Step 2: Find the Derivative of the Function To find critical points, we need to calculate the derivative of $f(x)$. $f'(x) = \frac{d}{dx}(\sqrt{3-x}) + \frac{d}{dx}(\sqrt{2+x})$ Using the chain rule, $\frac{d}{dx}(\sqrt{u}) = \frac{1}{2\sqrt{u}} \cdot \frac{du}{dx}$: $\frac{d}{dx}(\sqrt{3-x}) = \frac{1}{2\sqrt{3-x}} \cdot (-1) = -\frac{1}{2\sqrt{3-x}}$ $\frac{d}{dx}(\sqrt{2+x}) = \frac{1}{2\sqrt{2+x}} \cdot (1) = \frac{1}{2\sqrt{2+x}}$ Therefore, $f'(x) = -\frac{1}{2\sqrt{3-x}} + \frac{1}{2\sqrt{2+x}}$.

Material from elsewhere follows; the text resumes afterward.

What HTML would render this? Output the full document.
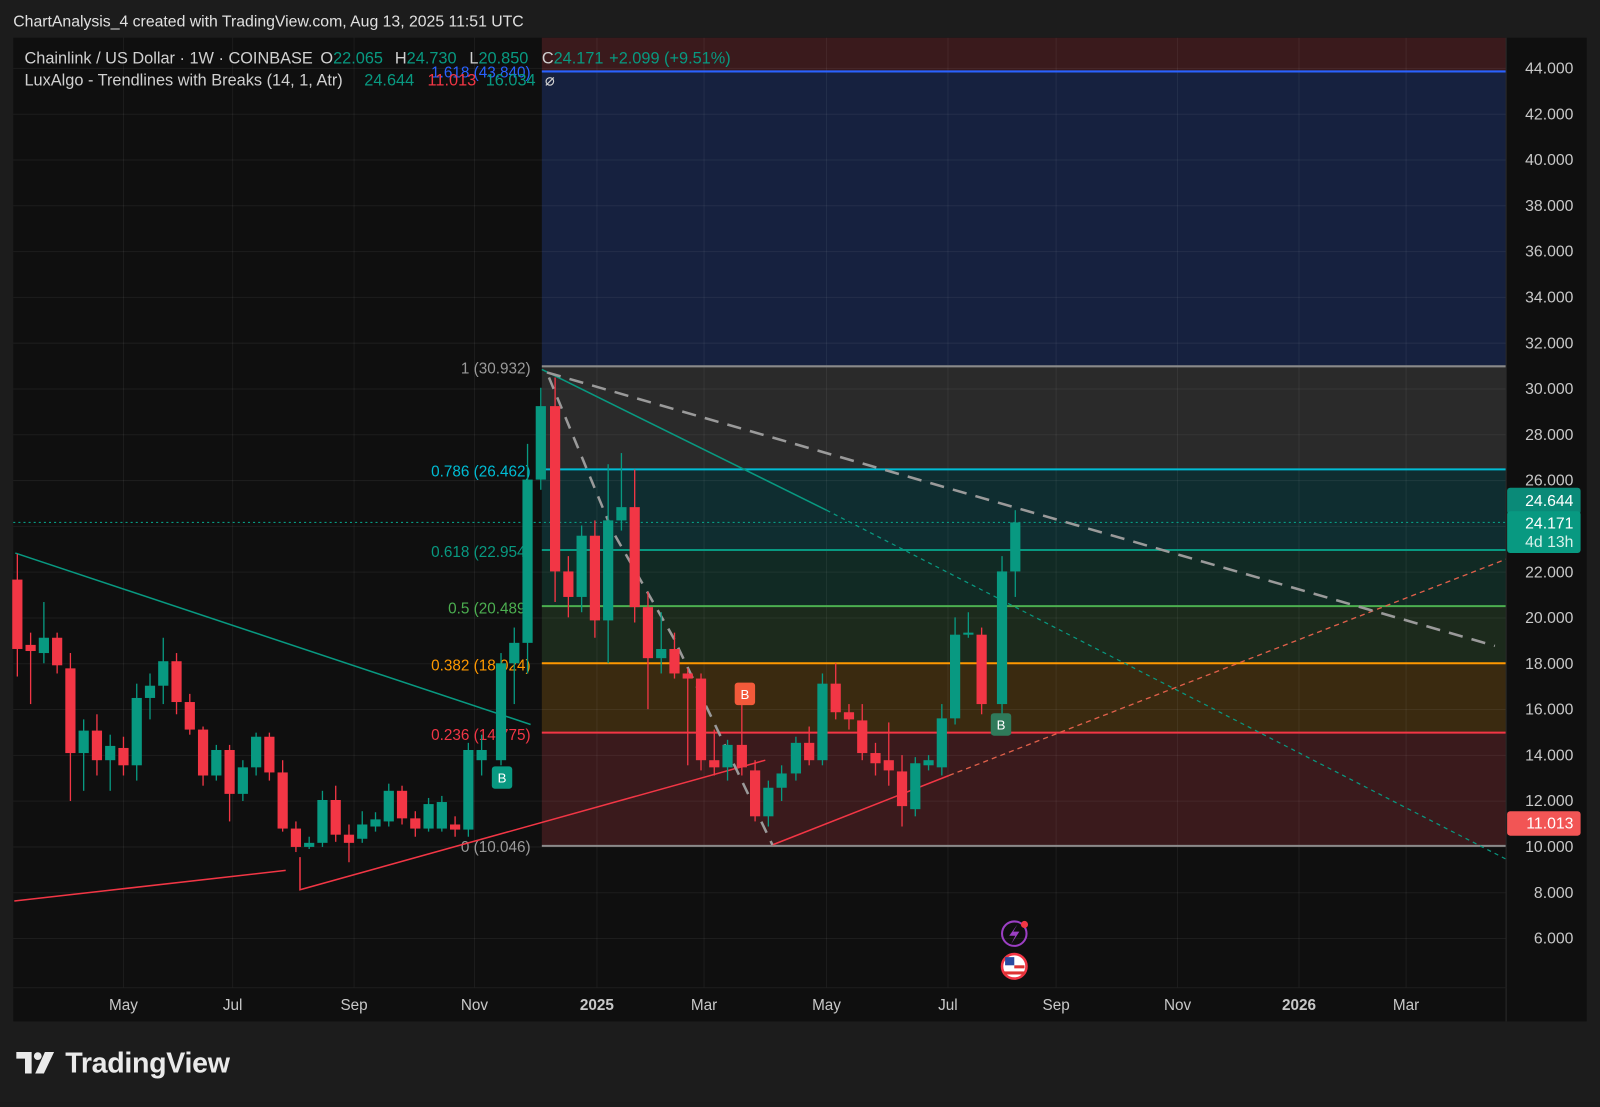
<!DOCTYPE html>
<html><head><meta charset="utf-8"><style>
html,body{margin:0;padding:0;background:#1b1b1b;width:1600px;height:1102px;overflow:hidden}
#w{position:absolute;left:0;top:0;width:1568px;height:1080px;transform:scale(1.0204);transform-origin:0 0;background:#1c1c1c;font-family:"Liberation Sans",sans-serif}
svg text{font-family:"Liberation Sans",sans-serif}
</style></head><body><div id="w">
<svg width="1568" height="1080" xmlns="http://www.w3.org/2000/svg" id="s">
<rect x="0" y="0" width="1568" height="1080" fill="#1c1c1c"/>
<text x="13" y="26" fill="#e0e0e0" font-size="15.5">ChartAnalysis_4 created with TradingView.com, Aug 13, 2025 11:51 UTC</text>
<rect x="13" y="37" width="1542" height="964" fill="#0f0f0f"/>
<rect x="531" y="37" width="945" height="33" fill="#3a1a1c"/>
<rect x="531" y="70" width="945" height="289" fill="#16213f"/>
<rect x="531" y="359" width="945" height="101" fill="#2a2a2a"/>
<rect x="531" y="460" width="945" height="79" fill="#0f2d30"/>
<rect x="531" y="539" width="945" height="55" fill="#112a24"/>
<rect x="531" y="594" width="945" height="56" fill="#1c2a1c"/>
<rect x="531" y="650" width="945" height="68" fill="#3a2a10"/>
<rect x="531" y="718" width="945" height="112" fill="#3a1a1c"/>
<g id="grid" stroke="#ffffff" stroke-opacity="0.06" stroke-width="1"></g>
<g stroke-width="2">
<line x1="531" y1="70" x2="1476" y2="70" stroke="#2962ff"/>
<line x1="531" y1="359" x2="1476" y2="359" stroke="#8a8a8a"/>
<line x1="531" y1="460" x2="1476" y2="460" stroke="#00bcd4"/>
<line x1="531" y1="539" x2="1476" y2="539" stroke="#089981"/>
<line x1="531" y1="594" x2="1476" y2="594" stroke="#4caf50"/>
<line x1="531" y1="650" x2="1476" y2="650" stroke="#ff9800"/>
<line x1="531" y1="718" x2="1476" y2="718" stroke="#f23645"/>
<line x1="531" y1="829" x2="1476" y2="829" stroke="#8a8a8a"/>
</g>
<g font-size="15" text-anchor="end">
<text x="520" y="366" fill="#9a9a9a">1 (30.932)</text>
<text x="520" y="467" fill="#00bcd4">0.786 (26.462)</text>
<text x="520" y="546" fill="#089981">0.618 (22.954)</text>
<text x="520" y="601" fill="#4caf50">0.5 (20.489)</text>
<text x="520" y="657" fill="#ff9800">0.382 (18.024)</text>
<text x="520" y="725" fill="#f23645">0.236 (14.775)</text>
<text x="520" y="835" fill="#9a9a9a">0 (10.046)</text>
<text x="520" y="76" fill="#2962ff">1.618 (43.840)</text>
</g>
<line x1="13" y1="512" x2="1476" y2="512" stroke="#089981" stroke-width="1" stroke-dasharray="2,3"/>
<line x1="15" y1="542" x2="520" y2="710" stroke="#089981" stroke-width="1.5"/>
<polyline points="14,883 280,853" stroke="#f23645" stroke-width="1.5" fill="none"/>
<polyline points="294,840 294,872 750,745" stroke="#f23645" stroke-width="1.5" fill="none"/>
<line x1="757" y1="828" x2="930" y2="760" stroke="#f23645" stroke-width="1.5"/>
<line x1="930" y1="760" x2="1476" y2="548" stroke="#e0604a" stroke-width="1.3" stroke-dasharray="5,4"/>
<line x1="531" y1="362" x2="810" y2="500" stroke="#089981" stroke-width="1.5"/>
<line x1="810" y1="500" x2="1476" y2="842" stroke="#089981" stroke-width="1.2" stroke-dasharray="4,4"/>
<line x1="536" y1="365" x2="1465" y2="633" stroke="#9a9a9a" stroke-width="2.5" stroke-dasharray="14,9"/>
<polyline points="538,370 600,520 660,625 757,828" stroke="#9a9a9a" stroke-width="2.5" fill="none" stroke-dasharray="12,9"/>
<g id="c"></g>
<g font-size="13" text-anchor="middle" fill="#fff">
<rect x="482" y="751" width="20" height="22" rx="3" fill="#089981"/><text x="492" y="767">B</text>
<rect x="720" y="669" width="20" height="22" rx="3" fill="#f25a3a"/><text x="730" y="685">B</text>
<rect x="971" y="699" width="20" height="22" rx="3" fill="#2f7a5a"/><text x="981" y="715">B</text>
</g>
<circle cx="994" cy="915" r="12" fill="none" stroke="#9c3fc4" stroke-width="2"/>
<path d="M997 906 L989 917 L995 917 L991 925 L999 913 L993 913 Z" fill="#9c3fc4"/>
<circle cx="1004" cy="906" r="3.5" fill="#f23645"/>
<circle cx="994" cy="947" r="12" fill="#fff" stroke="#f23645" stroke-width="2.5"/>
<rect x="985" y="938" width="9" height="8" fill="#2a4aa0"/>
<rect x="994" y="946" width="10" height="3" fill="#d33"/><rect x="984" y="952" width="20" height="3" fill="#d33"/>
<line x1="1476" y1="37" x2="1476" y2="1001" stroke="#2a2a2a"/>
<g id="pa" font-size="15.5" fill="#c8c8c8" text-anchor="end"></g>
<rect x="1477" y="478" width="72" height="26" rx="3" fill="#0a8a78"/>
<text x="1542" y="496" fill="#fff" font-size="15.5" text-anchor="end">24.644</text>
<rect x="1477" y="501" width="72" height="41" rx="3" fill="#089981"/>
<text x="1542" y="518" fill="#fff" font-size="15.5" text-anchor="end">24.171</text>
<text x="1542" y="536" fill="#d8f0ea" font-size="15.5" text-anchor="end">4d 13h</text>
<rect x="1477" y="795" width="72" height="24" rx="3" fill="#f25555"/>
<text x="1542" y="812" fill="#fff" font-size="15.5" text-anchor="end">11.013</text>
<line x1="13" y1="968" x2="1476" y2="968" stroke="#1f1f1f"/>
<g font-size="15" fill="#c8c8c8" text-anchor="middle">
<text x="121" y="990">May</text><text x="228" y="990">Jul</text><text x="347" y="990">Sep</text><text x="465" y="990">Nov</text>
<text x="585" y="990" font-weight="bold">2025</text><text x="690" y="990">Mar</text><text x="810" y="990">May</text><text x="929" y="990">Jul</text>
<text x="1035" y="990">Sep</text><text x="1154" y="990">Nov</text><text x="1273" y="990" font-weight="bold">2026</text><text x="1378" y="990">Mar</text>
</g>
<g font-size="16">
<text x="24" y="62" fill="#d0d0d0">Chainlink / US Dollar · 1W · COINBASE</text>
<text x="314" y="62" fill="#d0d0d0">O<tspan fill="#089981">22.065</tspan></text>
<text x="387" y="62" fill="#d0d0d0">H<tspan fill="#089981">24.730</tspan></text>
<text x="460" y="62" fill="#d0d0d0">L<tspan fill="#089981">20.850</tspan></text>
<text x="531" y="62" fill="#d0d0d0">C<tspan fill="#089981">24.171</tspan></text>
<text x="597" y="62" fill="#089981">+2.099 (+9.51%)</text>
<text x="24" y="84" fill="#d0d0d0">LuxAlgo - Trendlines with Breaks (14, 1, Atr)</text>
<text x="357" y="84" fill="#089981">24.644</text>
<text x="419" y="84" fill="#f23645">11.013</text>
<text x="476" y="84" fill="#089981">16.034</text>
<text x="534" y="84" fill="#d0d0d0">⌀</text>
</g>
<g fill="#eaeaea">
<path d="M16 1031 h15 v21 h-6.5 v-14.5 h-8.5 z"/>
<circle cx="37" cy="1035" r="3.8"/>
<path d="M44 1031 h9 l-10 21 h-8.5 z"/>
<text x="64" y="1051" font-size="28" font-weight="bold" letter-spacing="-0.3">TradingView</text>
</g>
</svg>
<script>
var NS="http://www.w3.org/2000/svg",s=document.getElementById('s');
function el(p,t,a){var e=document.createElementNS(NS,t);for(var k in a)e.setAttribute(k,a[k]);p.appendChild(e);return e;}
var g=document.getElementById('grid');
[121,228,347,465,585,690,810,929,1035,1154,1273,1378].forEach(function(x){el(g,'line',{x1:x,y1:37,x2:x,y2:968});});
var pa=document.getElementById('pa');
for(var p=6;p<=44;p+=2){var y=830-(p-10)*22.44;el(g,'line',{x1:13,y1:y,x2:1476,y2:y});var t=el(pa,'text',{x:1542,y:y+5});t.textContent=p.toFixed(3);}
var C=[[17,568,636,543,663],[30,632,638,620,690],[43,640,625,590,650],[56,625,652,620,660],[69,655,738,640,785],[82,738,716,705,775],[95,716,745,700,760],[108,745,731,720,775],[121,733,750,722,760],[134,750,684,670,765],[147,684,672,660,705],[160,672,648,625,690],[173,648,688,640,700],[186,688,715,680,720],[199,715,760,712,770],[212,760,735,730,765],[225,735,778,730,805],[238,778,752,745,785],[251,752,722,718,760],[264,722,757,718,765],[277,757,812,745,815],[290,812,830,805,835],[303,830,826,820,832],[316,826,784,775,830],[329,784,818,770,825],[342,818,826,808,845],[355,822,808,795,826],[368,810,803,796,815],[381,805,775,768,810],[394,775,802,770,808],[407,802,812,795,820],[420,812,788,782,815],[433,812,786,780,815],[446,808,813,800,820],[459,813,735,728,820],[472,745,735,720,760],[491,745,650,640,750],[504,650,630,615,690],[517,630,470,435,660],[530,470,398,380,480],[544,398,560,370,590],[557,560,585,545,605],[570,585,525,515,600],[583,525,608,510,625],[596,608,510,455,650],[609,510,497,444,520],[622,497,595,460,610],[635,595,645,580,695],[648,645,636,600,660],[661,636,660,620,665],[674,660,665,655,750],[687,665,745,660,755],[700,745,752,715,760],[713,752,730,725,765],[727,730,752,690,760],[740,755,800,745,805],[753,800,772,765,810],[766,772,758,750,785],[780,758,728,722,765],[793,728,745,712,750],[806,745,670,660,750],[819,670,698,650,705],[832,698,705,690,715],[845,706,738,690,745],[858,738,748,728,760],[871,745,755,708,770],[884,756,790,740,810],[897,793,748,742,800],[910,750,745,740,755],[923,752,704,690,760],[936,704,622,605,710],[949,622,620,600,625],[962,622,690,615,700],[982,690,560,545,700],[995,560,512,500,585]];
var cg=document.getElementById('c');
C.forEach(function(c){var up=c[2]<c[1],col=up?'#089981':'#f23645';
el(cg,'line',{x1:c[0],y1:c[3],x2:c[0],y2:c[4],stroke:col,'stroke-width':1.3});
var t=Math.min(c[1],c[2]),h=Math.max(2,Math.abs(c[1]-c[2]));el(cg,'rect',{x:c[0]-5,y:t,width:10,height:h,fill:col});});
</script>
</div></body></html>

Step 3: Find the Critical Points Critical points occur where $f'(x) = 0$ or where $f'(x)$ is undefined. $f'(x)$ is undefined when $3-x=0$ or $2+x=0$, which means $x=3$ and $x=-2$. These are the endpoints of our domain, which we will consider separately. Now, let's find where $f'(x) = 0$: $-\frac{1}{2\sqrt{3-x}} + \frac{1}{2\sqrt{2+x}} = 0$ $\frac{1}{2\sqrt{2+x}} = \frac{1}{2\sqrt{3-x}}$ $\sqrt{2+x} = \sqrt{3-x}$ Squaring both sides: $2+x = 3-x$ $2x = 1$ $x = \frac{1}{2}$ This critical point $x = \frac{1}{2}$ lies within our domain $[-2, 3]$.

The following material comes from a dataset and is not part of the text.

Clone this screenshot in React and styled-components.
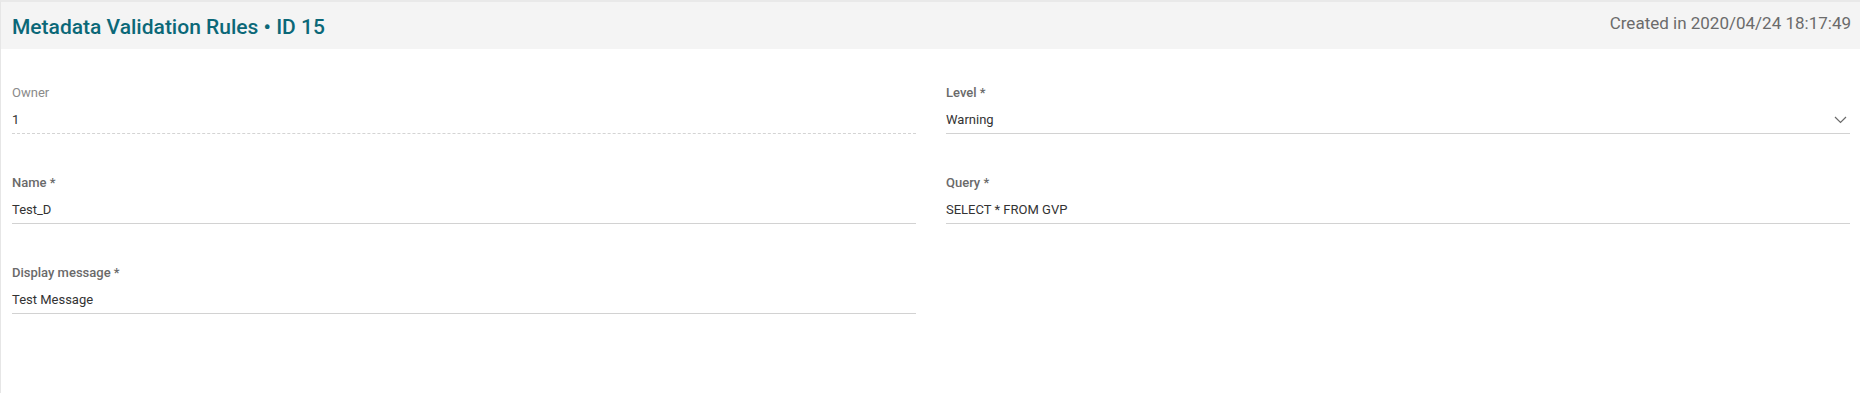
import React from "react";
import styled, { createGlobalStyle } from "styled-components";

const GlobalStyle = createGlobalStyle`
  html, body {
    margin: 0;
    padding: 0;
    background: #ffffff;
    font-family: Roboto, "Liberation Sans", Arial, sans-serif;
  }
`;

const Card = styled.section`
  width: 1860px;
  min-height: 393px;
  box-sizing: border-box;
  border-top: 2px solid #e9e9e9;
  border-left: 1px solid #e6e6e6;
  background: #fff;
`;

const Header = styled.header`
  height: 47px;
  background: #f4f4f4;
  display: flex;
  align-items: flex-start;
  justify-content: space-between;
  padding: 0 9px 0 11px;
`;

const Title = styled.h1`
  margin: 13px 0 0;
  font-size: 21px;
  line-height: 25px;
  font-weight: 500;
  color: #0b6878;
`;

const Created = styled.span`
  margin-top: 11px;
  font-size: 17px;
  line-height: 20px;
  color: #6b6b6b;
`;

const Form = styled.div`
  display: grid;
  grid-template-columns: 904px 904px;
  column-gap: 30px;
  row-gap: 41px;
  padding: 36px 0 0 11px;
`;

const Field = styled.div`
  display: flex;
  flex-direction: column;
`;

const Label = styled.label`
  font-size: 13px;
  line-height: 16px;
  font-weight: ${(p) => (p.$muted ? 400 : 500)};
  color: ${(p) => (p.$muted ? "#8a8a8a" : "#6a6a6a")};
`;

const Value = styled.div`
  margin-top: 9px;
  display: flex;
  align-items: center;
  justify-content: space-between;
  font-size: 13px;
  line-height: 20px;
  color: #333;
  padding-bottom: 3px;
  border-bottom: 1px ${(p) => (p.$readonly ? "dashed #d4d4d4" : "solid #d2d2d2")};
`;

const Chevron = () => (
  <svg width="13" height="8" viewBox="0 0 13 8" style={{ marginRight: 3 }}>
    <path d="M1 1 L6.5 6.5 L12 1" fill="none" stroke="#6a6a6a" strokeWidth="1.2" />
  </svg>
);

export default function App() {
  return (
    <>
      <GlobalStyle />
      <Card>
        <Header>
          <Title>Metadata Validation Rules • ID 15</Title>
          <Created>Created in 2020/04/24 18:17:49</Created>
        </Header>
        <Form>
          <Field>
            <Label $muted>Owner</Label>
            <Value $readonly>1</Value>
          </Field>
          <Field>
            <Label>Level *</Label>
            <Value>
              <span>Warning</span>
              <Chevron />
            </Value>
          </Field>
          <Field>
            <Label>Name *</Label>
            <Value>Test_D</Value>
          </Field>
          <Field>
            <Label>Query *</Label>
            <Value>SELECT * FROM GVP</Value>
          </Field>
          <Field>
            <Label>Display message *</Label>
            <Value>Test Message</Value>
          </Field>
        </Form>
      </Card>
    </>
  );
}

Step 4: Evaluate the Function at Endpoints and Critical Points We need to evaluate $f(x)$ at $x=-2$, $x=3$, and $x=\frac{1}{2}$.

• At $x = -2$: $f(-2) = \sqrt{3-(-2)} + \sqrt{2+(-2)} = \sqrt{5} + \sqrt{0} = \sqrt{5}$.
• At $x = 3$: $f(3) = \sqrt{3-3} + \sqrt{2+3} = \sqrt{0} + \sqrt{5} = \sqrt{5}$.
• At $x = \frac{1}{2}$: $f\left(\frac{1}{2}\right) = \sqrt{3-\frac{1}{2}} + \sqrt{2+\frac{1}{2}} = \sqrt{\frac{5}{2}} + \sqrt{\frac{5}{2}} = 2\sqrt{\frac{5}{2}} = 2 \cdot \frac{\sqrt{5}}{\sqrt{2}} = \frac{2\sqrt{10}}{2} = \sqrt{10}$.

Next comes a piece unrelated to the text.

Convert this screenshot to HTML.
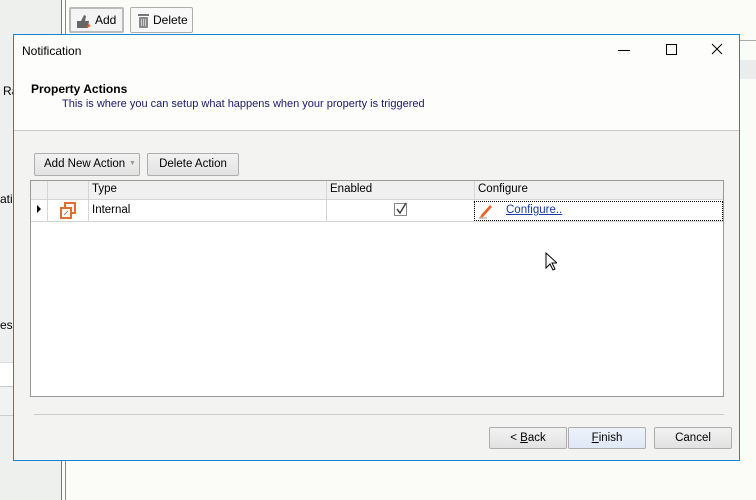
<!DOCTYPE html>
<html><head><style>
*{box-sizing:border-box;margin:0;padding:0}
body{width:756px;height:500px;position:relative;overflow:hidden;background:#fbfbf8;font-family:"Liberation Sans",sans-serif;font-size:12px;color:#000}
.a{position:absolute}
.btn{position:absolute;border:1px solid #adadad;border-radius:2px;background:linear-gradient(#f2f2f2,#e2e2e2);text-align:center;line-height:20px;font-size:12px;white-space:nowrap}
</style></head><body>
<div class="a" style="left:0;top:0;width:61px;height:500px;background:#eef0ee"></div>
<div class="a" style="left:61px;top:0;width:1px;height:500px;background:#777"></div>
<div class="a" style="left:65px;top:0;width:1px;height:500px;background:#888"></div>
<div class="a" style="left:3px;top:84px;font-size:12px">Ra</div>
<div class="a" style="left:0;top:192px">ati</div>
<div class="a" style="left:0;top:318px">es</div>
<div class="a" style="left:0;top:362px;width:13px;height:25px;background:#fff;border-top:1px solid #ddd;border-bottom:1px solid #ccc"></div>
<div class="a" style="left:0;top:388px;width:13px;height:28px;background:#f2f2f2;border-bottom:1px solid #ccc"></div>
<div class="a" style="left:740px;top:40px;width:16px;height:1px;background:#aaa"></div>
<div class="a" style="left:740px;top:60px;width:16px;height:19px;background:#ececec"></div>
<div class="btn" style="left:69px;top:7px;width:55px;height:26px;border:2px solid #bbb;background:#f4f4f4;line-height:22px;text-align:left;padding-left:24px">Add</div>
<svg class="a" style="left:74px;top:12px" width="18" height="18"><path d="M3 9h4l3-6 2 1-1 5h4l-1 7H3z" fill="#666"/><path d="M13 15l3-2" stroke="#e06020" stroke-width="2"/></svg>
<div class="btn" style="left:130px;top:7px;width:63px;height:26px;background:#f8f8f8;line-height:24px;text-align:left;padding-left:22px">Delete</div>
<svg class="a" style="left:137px;top:11px" width="13" height="18"><rect x="1" y="3" width="11" height="2" fill="#777"/><rect x="2" y="6" width="9" height="11" rx="1" fill="#888"/><path d="M4.5 8v7M6.5 8v7M8.5 8v7" stroke="#ccc"/></svg>

<div class="a" style="left:13px;top:34px;width:727px;height:427px;border:1px solid #1883d7;background:#f3f3f1">
 <div class="a" style="left:0;top:0;width:725px;height:96px;background:#fdfdfb;border-bottom:1px solid #c8c8c8"></div>
 <div class="a" style="left:8px;top:9px;font-size:12px">Notification</div>
 <div class="a" style="left:604px;top:15px;width:12px;height:1px;background:#000"></div>
 <div class="a" style="left:652px;top:9px;width:11px;height:11px;border:1px solid #000"></div>
 <svg class="a" style="left:697px;top:8px" width="12" height="12"><path d="M1 1l10 10M11 1L1 11" stroke="#000"/></svg>
 <div class="a" style="left:17px;top:47px;font-weight:bold;font-size:12px">Property Actions</div>
 <div class="a" style="left:48px;top:63px;font-size:11px;color:#1a1a6a">This is where you can setup what happens when your property is triggered</div>
 <div class="btn" style="left:20px;top:118px;width:106px;height:23px;text-align:left;padding-left:9px;font-size:11.5px">Add New Action<span class="a" style="left:94px;top:0;color:#999;font-size:7px">▼</span></div>
 <div class="btn" style="left:133px;top:118px;width:92px;height:23px;font-size:11.5px">Delete Action</div>
 <div class="a" style="left:16px;top:145px;width:694px;height:217px;background:#fff;border:1px solid #999">
  <div class="a" style="left:0;top:0;width:692px;height:19px;background:#f0f0f0;border-bottom:1px solid #d5d5d5"></div>
  <div class="a" style="left:16px;top:0;width:1px;height:40px;background:#d5d5d5"></div>
  <div class="a" style="left:57px;top:0;width:1px;height:40px;background:#d5d5d5"></div>
  <div class="a" style="left:295px;top:0;width:1px;height:40px;background:#d5d5d5"></div>
  <div class="a" style="left:443px;top:0;width:1px;height:40px;background:#d5d5d5"></div>
  <div class="a" style="left:0;top:40px;width:692px;height:1px;background:#d5d5d5"></div>
  <div class="a" style="left:61px;top:2px;font-size:11.5px">Type</div>
  <div class="a" style="left:299px;top:2px;font-size:11.5px">Enabled</div>
  <div class="a" style="left:447px;top:2px;font-size:11.5px">Configure</div>
  <div class="a" style="left:6px;top:24px;width:0;height:0;border-left:4px solid #000;border-top:4px solid transparent;border-bottom:4px solid transparent"></div>
  <svg class="a" style="left:29px;top:21px" width="17" height="17"><rect x="5" y="1" width="10" height="10" fill="none" stroke="#e07030" stroke-width="2"/><rect x="1" y="6" width="10" height="10" fill="#fff" stroke="#e07030" stroke-width="2"/><path d="M4 13l4-4" stroke="#888"/></svg>
  <div class="a" style="left:61px;top:23px;font-size:11.5px">Internal</div>
  <svg class="a" style="left:363px;top:21px" width="14" height="14"><rect x="0.5" y="1.5" width="12" height="12" fill="#fff" stroke="#888"/><path d="M3 7l3 4 6-10" stroke="#444" stroke-width="1.5" fill="none"/></svg>
  <div class="a" style="left:443px;top:20px;width:249px;height:20px;border:1px dotted #000"></div>
  <svg class="a" style="left:447px;top:22px" width="16" height="16"><path d="M3 12l9-10 2 2-9 10-3 1z" fill="#e8662a"/><path d="M1 15h8" stroke="#999"/></svg>
  <div class="a" style="left:475px;top:23px;color:#1a3aa0;text-decoration:underline;font-size:11.5px">Configure..</div>
 </div>
 <div class="a" style="left:20px;top:379px;width:690px;height:1px;background:#ccc"></div>
 <div class="btn" style="left:475px;top:392px;width:78px;height:22px;font-size:11.5px"><span>&lt; <u>B</u>ack</span></div>
 <div class="btn" style="left:554px;top:392px;width:78px;height:22px;background:linear-gradient(#eef3fb,#dfe8f6);font-size:11.5px"><u>F</u>inish</div>
 <div class="btn" style="left:640px;top:392px;width:78px;height:22px;font-size:11.5px">Cancel</div>
</div>
<svg class="a" style="left:545px;top:252px" width="12" height="19"><path d="M1 1v15l4-4 3 6 2-1-3-6h5z" fill="#fff" stroke="#000"/></svg>
</body></html>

Step 5: Determine the Minimum and Maximum Values Comparing the values we found: $\sqrt{5}$, $\sqrt{5}$, and $\sqrt{10}$. The minimum value of the function is $\sqrt{5}$. The maximum value of the function is $\sqrt{10}$.

Step 6: State the Range of the Function Since the function is continuous on the closed interval $[-2, 3]$, its range is the interval from its minimum value to its maximum value. Range = $[\min(f(x)), \max(f(x))] = [\sqrt{5}, \sqrt{10}]$.

Common Mistakes & Tips

• Forgetting the Domain: Always determine the domain of the function first. If the domain is not a closed interval, or if critical points fall outside the domain, the approach for finding the range might need adjustments.
• Errors in Differentiation: Be careful with the chain rule and signs when differentiating square root functions. A small error here can lead to incorrect critical points.
• Squaring Both Sides: When solving $\sqrt{a} = \sqrt{b}$, squaring both sides is valid. However, when solving equations like $\sqrt{a} = b$, you must ensure $b \ge 0$ to avoid introducing extraneous solutions. In this case, both sides were positive square roots.

Summary

To find the range of the function $f(x)=\sqrt{3-x}+\sqrt{2+x}$, we first determined its domain to be $[-2, 3]$. We then found the derivative $f'(x)$ and identified the critical point $x = \frac{1}{2}$ within the domain. By evaluating the function at the endpoints of the domain ($x=-2$ and $x=3$) and at the critical point ($x=\frac{1}{2}$), we found the function values to be $\sqrt{5}$, $\sqrt{5}$, and $\sqrt{10}$ respectively. The minimum value is $\sqrt{5}$ and the maximum value is $\sqrt{10}$. Therefore, the range of the function is $[\sqrt{5}, \sqrt{10}]$.

The final answer is \boxed{[\sqrt{5}, \sqrt{10}]}.